First black woman wins Best Director at Sundance

I used to run an annual post mocking Sundance’s offering of Africa-themed films or films by directors of African descent. (I didn’t bother last year, but here’s 2010’s version complete with a good dose of indignation.) It’s gotten slightly better, but Sundance still comes with the usual offerings of pirates, mostly films by Westerners (not a bad thing in itself, if they’re made well and with good stories) or about Westerners finding themselves or saving Africans. Anyway, there’s some news to celebrate from this year’s festival: the first woman director of African descent has won the award for Best Director for Dramatic Film at the festival. She is Ava DuVernay, director of the drama “Middle of Nowhere,” a film about a woman whose husband is incarcerated. See above for an interview with DuVernay and below the trailer.

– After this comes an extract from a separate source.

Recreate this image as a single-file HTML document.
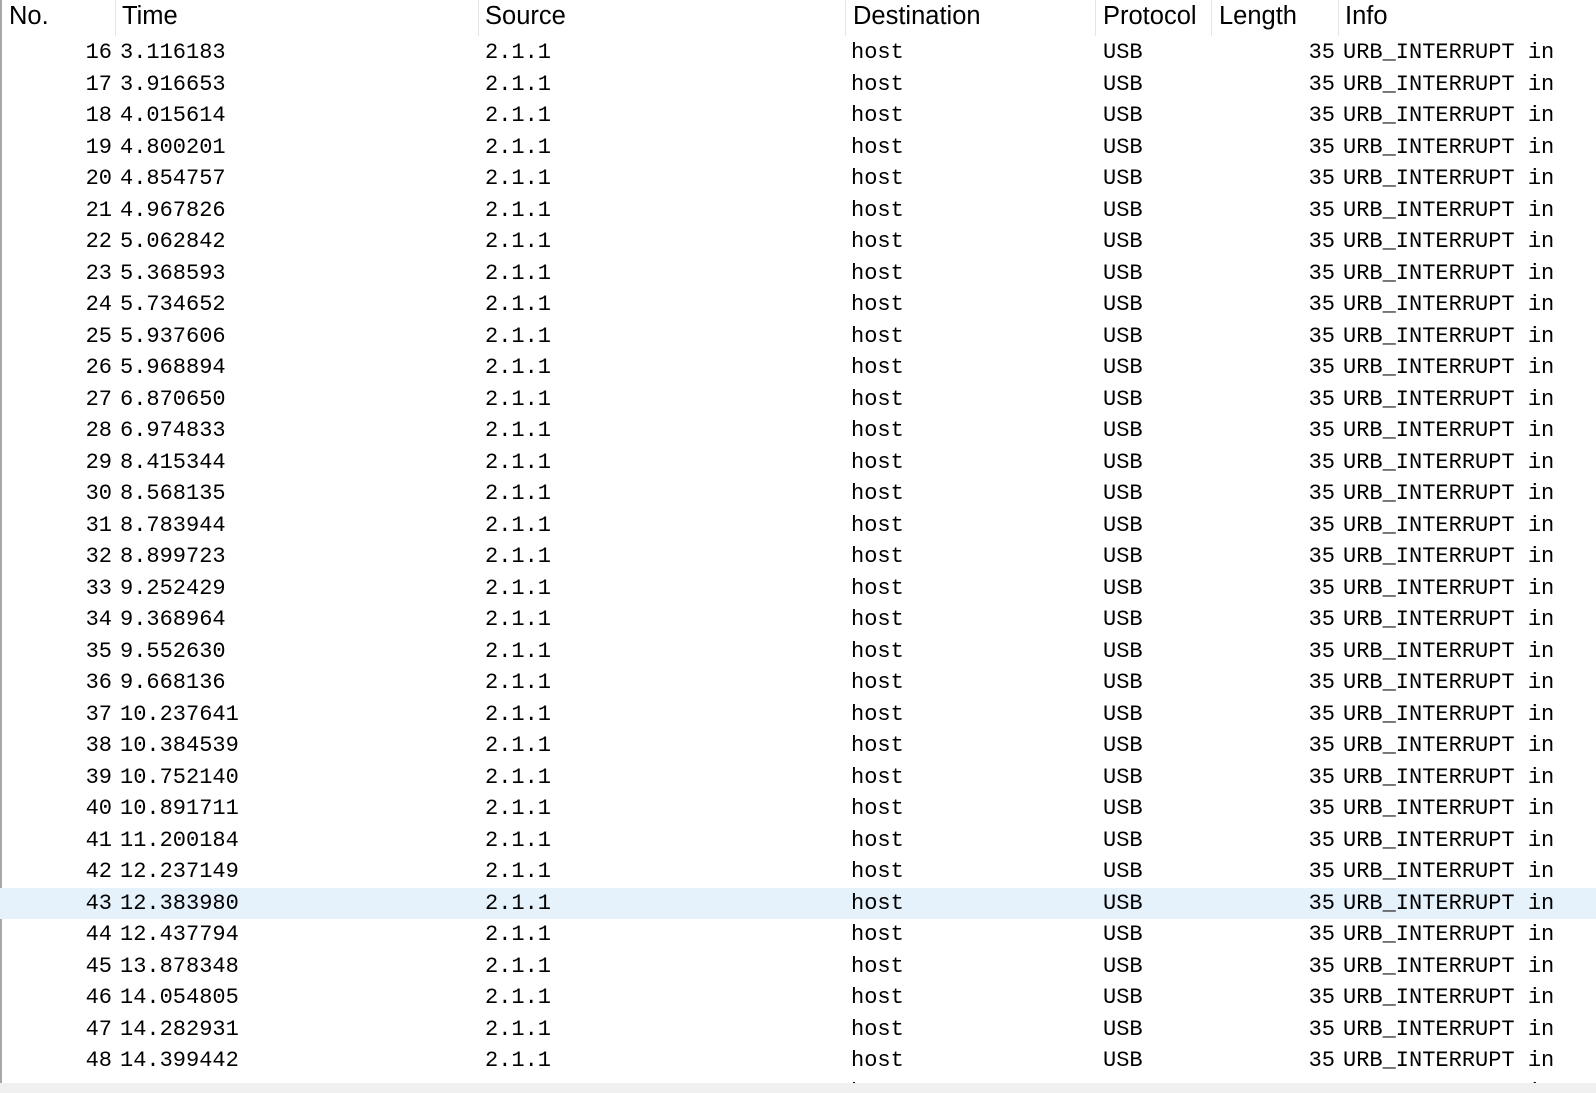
<!DOCTYPE html>
<html><head><meta charset="utf-8"><style>
*{margin:0;padding:0}
body{width:1596px;height:1093px;overflow:hidden;background:#fff;position:relative;font-family:"Liberation Mono",monospace;font-size:22px;color:#000}
#lb{position:absolute;left:0;top:0;width:2px;height:1083px;background:#a7a7ad}
#bot{position:absolute;left:0;top:1083px;width:1596px;height:10px;background:#f0f0f0}
.h{position:absolute;top:1px;height:35px;font-family:"Liberation Sans",sans-serif;font-size:25.5px;line-height:30px}
.sep{position:absolute;top:0;width:1px;height:36px;background:#e5e5e5}
#rows{position:absolute;left:0;top:37px;width:1596px;height:1046px;overflow:hidden}
.r{position:relative;height:31.5px;line-height:31.5px;white-space:pre}
.r span{position:absolute;top:0}
.sel{background:#e5f1fb}
.n{right:1484px;text-align:right}
.t{left:120px}.s{left:485px}.d{left:851px}.p{left:1103px}.l{right:261px}.i{left:1343px}
</style></head><body>
<div id="lb"></div>
<div class="h" style="left:9px">No.</div>
<div class="sep" style="left:115px"></div>
<div class="h" style="left:122px">Time</div>
<div class="sep" style="left:478px"></div>
<div class="h" style="left:485px">Source</div>
<div class="sep" style="left:845px"></div>
<div class="h" style="left:853px">Destination</div>
<div class="sep" style="left:1095px"></div>
<div class="h" style="left:1103px">Protocol</div>
<div class="sep" style="left:1211px"></div>
<div class="h" style="left:1219px">Length</div>
<div class="sep" style="left:1338px"></div>
<div class="h" style="left:1345px">Info</div>
<div id="rows">
<div class="r"><span class="n">16</span><span class="t">3.116183</span><span class="s">2.1.1</span><span class="d">host</span><span class="p">USB</span><span class="l">35</span><span class="i">URB_INTERRUPT in</span></div>
<div class="r"><span class="n">17</span><span class="t">3.916653</span><span class="s">2.1.1</span><span class="d">host</span><span class="p">USB</span><span class="l">35</span><span class="i">URB_INTERRUPT in</span></div>
<div class="r"><span class="n">18</span><span class="t">4.015614</span><span class="s">2.1.1</span><span class="d">host</span><span class="p">USB</span><span class="l">35</span><span class="i">URB_INTERRUPT in</span></div>
<div class="r"><span class="n">19</span><span class="t">4.800201</span><span class="s">2.1.1</span><span class="d">host</span><span class="p">USB</span><span class="l">35</span><span class="i">URB_INTERRUPT in</span></div>
<div class="r"><span class="n">20</span><span class="t">4.854757</span><span class="s">2.1.1</span><span class="d">host</span><span class="p">USB</span><span class="l">35</span><span class="i">URB_INTERRUPT in</span></div>
<div class="r"><span class="n">21</span><span class="t">4.967826</span><span class="s">2.1.1</span><span class="d">host</span><span class="p">USB</span><span class="l">35</span><span class="i">URB_INTERRUPT in</span></div>
<div class="r"><span class="n">22</span><span class="t">5.062842</span><span class="s">2.1.1</span><span class="d">host</span><span class="p">USB</span><span class="l">35</span><span class="i">URB_INTERRUPT in</span></div>
<div class="r"><span class="n">23</span><span class="t">5.368593</span><span class="s">2.1.1</span><span class="d">host</span><span class="p">USB</span><span class="l">35</span><span class="i">URB_INTERRUPT in</span></div>
<div class="r"><span class="n">24</span><span class="t">5.734652</span><span class="s">2.1.1</span><span class="d">host</span><span class="p">USB</span><span class="l">35</span><span class="i">URB_INTERRUPT in</span></div>
<div class="r"><span class="n">25</span><span class="t">5.937606</span><span class="s">2.1.1</span><span class="d">host</span><span class="p">USB</span><span class="l">35</span><span class="i">URB_INTERRUPT in</span></div>
<div class="r"><span class="n">26</span><span class="t">5.968894</span><span class="s">2.1.1</span><span class="d">host</span><span class="p">USB</span><span class="l">35</span><span class="i">URB_INTERRUPT in</span></div>
<div class="r"><span class="n">27</span><span class="t">6.870650</span><span class="s">2.1.1</span><span class="d">host</span><span class="p">USB</span><span class="l">35</span><span class="i">URB_INTERRUPT in</span></div>
<div class="r"><span class="n">28</span><span class="t">6.974833</span><span class="s">2.1.1</span><span class="d">host</span><span class="p">USB</span><span class="l">35</span><span class="i">URB_INTERRUPT in</span></div>
<div class="r"><span class="n">29</span><span class="t">8.415344</span><span class="s">2.1.1</span><span class="d">host</span><span class="p">USB</span><span class="l">35</span><span class="i">URB_INTERRUPT in</span></div>
<div class="r"><span class="n">30</span><span class="t">8.568135</span><span class="s">2.1.1</span><span class="d">host</span><span class="p">USB</span><span class="l">35</span><span class="i">URB_INTERRUPT in</span></div>
<div class="r"><span class="n">31</span><span class="t">8.783944</span><span class="s">2.1.1</span><span class="d">host</span><span class="p">USB</span><span class="l">35</span><span class="i">URB_INTERRUPT in</span></div>
<div class="r"><span class="n">32</span><span class="t">8.899723</span><span class="s">2.1.1</span><span class="d">host</span><span class="p">USB</span><span class="l">35</span><span class="i">URB_INTERRUPT in</span></div>
<div class="r"><span class="n">33</span><span class="t">9.252429</span><span class="s">2.1.1</span><span class="d">host</span><span class="p">USB</span><span class="l">35</span><span class="i">URB_INTERRUPT in</span></div>
<div class="r"><span class="n">34</span><span class="t">9.368964</span><span class="s">2.1.1</span><span class="d">host</span><span class="p">USB</span><span class="l">35</span><span class="i">URB_INTERRUPT in</span></div>
<div class="r"><span class="n">35</span><span class="t">9.552630</span><span class="s">2.1.1</span><span class="d">host</span><span class="p">USB</span><span class="l">35</span><span class="i">URB_INTERRUPT in</span></div>
<div class="r"><span class="n">36</span><span class="t">9.668136</span><span class="s">2.1.1</span><span class="d">host</span><span class="p">USB</span><span class="l">35</span><span class="i">URB_INTERRUPT in</span></div>
<div class="r"><span class="n">37</span><span class="t">10.237641</span><span class="s">2.1.1</span><span class="d">host</span><span class="p">USB</span><span class="l">35</span><span class="i">URB_INTERRUPT in</span></div>
<div class="r"><span class="n">38</span><span class="t">10.384539</span><span class="s">2.1.1</span><span class="d">host</span><span class="p">USB</span><span class="l">35</span><span class="i">URB_INTERRUPT in</span></div>
<div class="r"><span class="n">39</span><span class="t">10.752140</span><span class="s">2.1.1</span><span class="d">host</span><span class="p">USB</span><span class="l">35</span><span class="i">URB_INTERRUPT in</span></div>
<div class="r"><span class="n">40</span><span class="t">10.891711</span><span class="s">2.1.1</span><span class="d">host</span><span class="p">USB</span><span class="l">35</span><span class="i">URB_INTERRUPT in</span></div>
<div class="r"><span class="n">41</span><span class="t">11.200184</span><span class="s">2.1.1</span><span class="d">host</span><span class="p">USB</span><span class="l">35</span><span class="i">URB_INTERRUPT in</span></div>
<div class="r"><span class="n">42</span><span class="t">12.237149</span><span class="s">2.1.1</span><span class="d">host</span><span class="p">USB</span><span class="l">35</span><span class="i">URB_INTERRUPT in</span></div>
<div class="r sel"><span class="n">43</span><span class="t">12.383980</span><span class="s">2.1.1</span><span class="d">host</span><span class="p">USB</span><span class="l">35</span><span class="i">URB_INTERRUPT in</span></div>
<div class="r"><span class="n">44</span><span class="t">12.437794</span><span class="s">2.1.1</span><span class="d">host</span><span class="p">USB</span><span class="l">35</span><span class="i">URB_INTERRUPT in</span></div>
<div class="r"><span class="n">45</span><span class="t">13.878348</span><span class="s">2.1.1</span><span class="d">host</span><span class="p">USB</span><span class="l">35</span><span class="i">URB_INTERRUPT in</span></div>
<div class="r"><span class="n">46</span><span class="t">14.054805</span><span class="s">2.1.1</span><span class="d">host</span><span class="p">USB</span><span class="l">35</span><span class="i">URB_INTERRUPT in</span></div>
<div class="r"><span class="n">47</span><span class="t">14.282931</span><span class="s">2.1.1</span><span class="d">host</span><span class="p">USB</span><span class="l">35</span><span class="i">URB_INTERRUPT in</span></div>
<div class="r"><span class="n">48</span><span class="t">14.399442</span><span class="s">2.1.1</span><span class="d">host</span><span class="p">USB</span><span class="l">35</span><span class="i">URB_INTERRUPT in</span></div>
<div class="r"><span class="n">49</span><span class="t">14.512033</span><span class="s">2.1.1</span><span class="d">host</span><span class="p">USB</span><span class="l">35</span><span class="i">URB_INTERRUPT in</span></div>
</div>
<div id="bot"></div>
</body></html>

Btw, I saw DuVernay’s debut feature film, “I will follow“–a beautifully filmed languid contemplation on death and family–last year at a New School film conference. DuVernay is also a leading figure in a movement to organize African-American film festivals and orchestrate theatrical releases for black independent films, usually  neglected by mainstream advertising and theaters. Maybe things can get better. Congratulations to her. Here‘s a video interview at Sundance 2012 with DuVernay about “Middle of Nowhere.” Below is a teaser for the film:

Comments

comments

Sean Jacobs

Also goes by Hasan Wazan. Life President.

6 Comments
  1. Congrats to Ava! And as always THANKS AIAC for keeping us all in the loop.
    But I must say I’m a bit surprised by this opinion piece.
    It’s time Africans have our own festivals & recognize our
    own talents, and care less whether were FINALLY
    Recognized by festivals or organizations that have
    apparently left us out (or at the least black women)
    until 2012! It’s obvious they dont think highly of our
    contributions to art, and by giving them props now,
    Further magnifys our own dependence on them to validate
    Our work. We have FAR to go! But we MUST start
    The journey.

  2. Thanks #fespaco; just to add, there’s a ton of outlets now for African film including countless other festivals on the continent; as for festivals focused on films by people of African descent here in the US there’s a few–NYAFF and PAFF in LA, the most notable; but if you want to make art and make money or live decently off your art, mainstream appeal and praise does not hurt.